The Picture Sale Review

17/07/2017    

A collection of watercolours by the enigmatic Second World War artist Thomas Hennell (1903-45) sold for close to £10,000 at the Picture and Maritime sale at Mallams in Oxford on July 5. Consigned by a private collector, the ten works sold for prices between £500-1400 each.

Born in Kent, the second son of a clergyman, Hennell was something of a rural visionary, specialising in illustrations of British country crafts and craftsmen at work in and beyond the Home Counties. His friends Edward Bawden and Eric Ravilious, who he first met in 1931, regarded his expressive ‘alla prima’ watercolours of a vanishing agricultural society, as ‘works of genius’.

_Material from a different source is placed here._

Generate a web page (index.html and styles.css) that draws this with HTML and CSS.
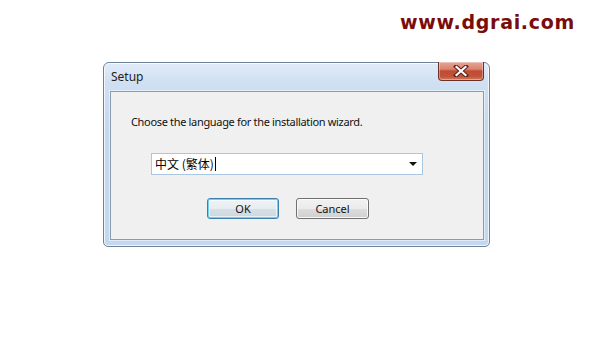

However, at the outbreak of war in 1939, Hennell wrote to the War Artists’ Advisory Committee, offering his services as an artist. Sent to Iceland to replace Ravilious (missing in action) in 1943, in 1944 he sketched German prisoners of war and the launch sites of V-1 flying bombs as he moved through the north of France with the Canadian First Army. Later based in the Far East with an RAF unit as the Japanese retreated, in November 1945 he was captured by Indonesian nationalist fighters in Surabaya, Java. He was presumed to have been killed shortly thereafter.

A number of Hennell’s works are held by the Imperial War Museum. The ten works on paper in Mallams sale dated from the 1930s and early 40s and depicted scenes such as threshing, baling, and orchard clearing. Sold at £1400 was The Green Cornfield, a 31cm x 47cm watercolour that had appeared in two previous Hennell exhibitions and is pictured in Michael Macleod’s Thomas Hennell published by the Oxford University Press in 1988.

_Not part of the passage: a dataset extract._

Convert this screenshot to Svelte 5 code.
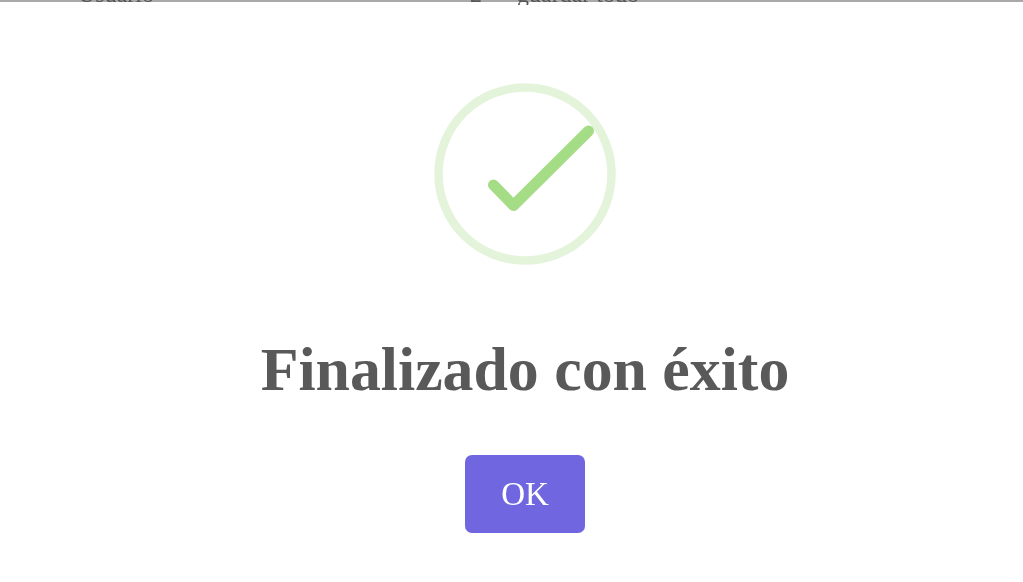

Pictured: The Green Cornfield by Thomas Hennell (1903-45), measuring 31cm x 47cm, £1400 at Mallams Oxford.

Leading the sale at £8000 – and selling to a private buyer via an internet bid – was Simeon Solomon’s (1840-1905) Vespertilia, signed and dated 1896. This 50 x 17cm white chalk on buff paper of a typically sensuous Pre-Raphaelite subject came from a private source in its original frame.

The date of 1896 – the year following the publication of the poem Vespertilia and other verses by Rosamund Marriott Watson (1863-1911) – puts it relatively late in the artist’s career. By then his career as a Royal Academician had been cut short after twice being charged with attempting to commit sodomy. Although enjoying an air of celebrity (and collected by Oscar Wilde among others) by 1884 he was admitted to the workhouse, later dying from complications brought on by alcoholism.

Another popular picture at the sale was a fine portrait of a grey racehorse with trainer in the circle of Benjamin Marshall (1767-1835). This oil on canvas, 85 x 101cm, in untouched condition sold to the trade at £4000.